24. Consequently, in my view, on an
examination of the pleadings and relief sought, the assertion sought
by the applicant cannot
be considered as an administrative action.
25. When jurisdiction is raised as a
point in limine as was stated in Gcaba it’s determined on the
pleadings, which must be
interpreted to establish the legal basis of
the applicants claim. It is not for this court to determine on the
facts asserted that
they give rise to another claim in another court.
26. The applicant argues that (the
applicant’s case is not an unfair suspension or dismissal but
an unlawful suspension as
part of an unlawful disciplinary process
culminating in an unlawful dismissal.’ This clearly squarely
falls within the ambit
of the employer and employee relationship,
which is entrenched in the LRA.
27. The situation complained of by the
applicant is such that it deals with the conduct of the employer
within the suspension, disciplinary
and dismissal proceedings of the
employee. As such, the applicant’s complaint is to be
adjudicated by the Labour Court. This
is the court that is competent
to hear and determine the labour related issue between the parties.

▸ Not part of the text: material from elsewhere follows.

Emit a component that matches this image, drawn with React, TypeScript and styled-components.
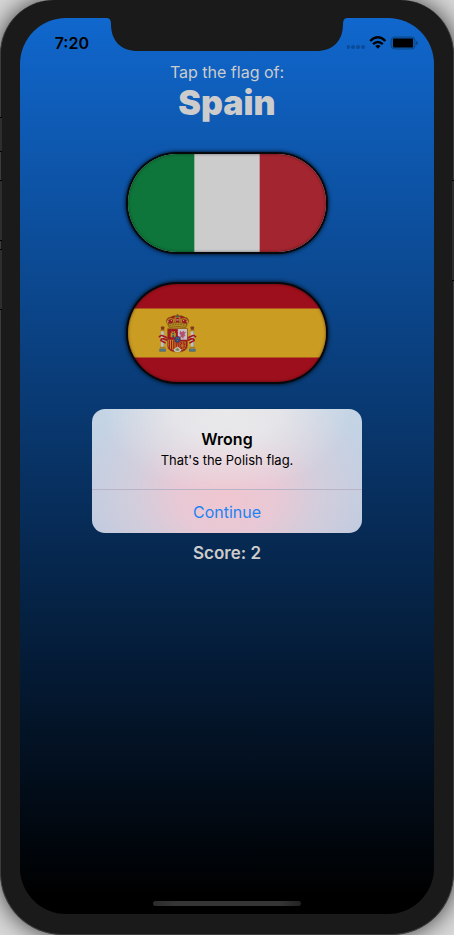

28. In this instance, the process that
culminated into the dismissal of the applicant is governed by s191 of
the LRA. This deals
with aspects of dismissal of an employee. The
dismissal of an employee could never amount to an administrative
action as is sought
to be asserted by the applicant, See Chirwa and
Gcaba.
29. In the result, my conclusion is,
that the court that has the power and is competent to adjudicate the
dispute as asserted by
the applicant in his pleadings is the Labour
Court. Thus, this court does not have the jurisdiction to adjudicate.
30. I do not deem it necessary to deal
with the issues raised by the MEC as I lack jurisdiction.
31. The cost are awarded to the
successful parties, and as such, the costs will follow the result on
a party and party scale, which
would be inclusive of the employment
of two counsels where applicable.
32. In conclusion I make the following
order;
32.1 The application is dismissed.
32.2 The applicant is ordered to pay
the costs of the respondent’s who opposed this application.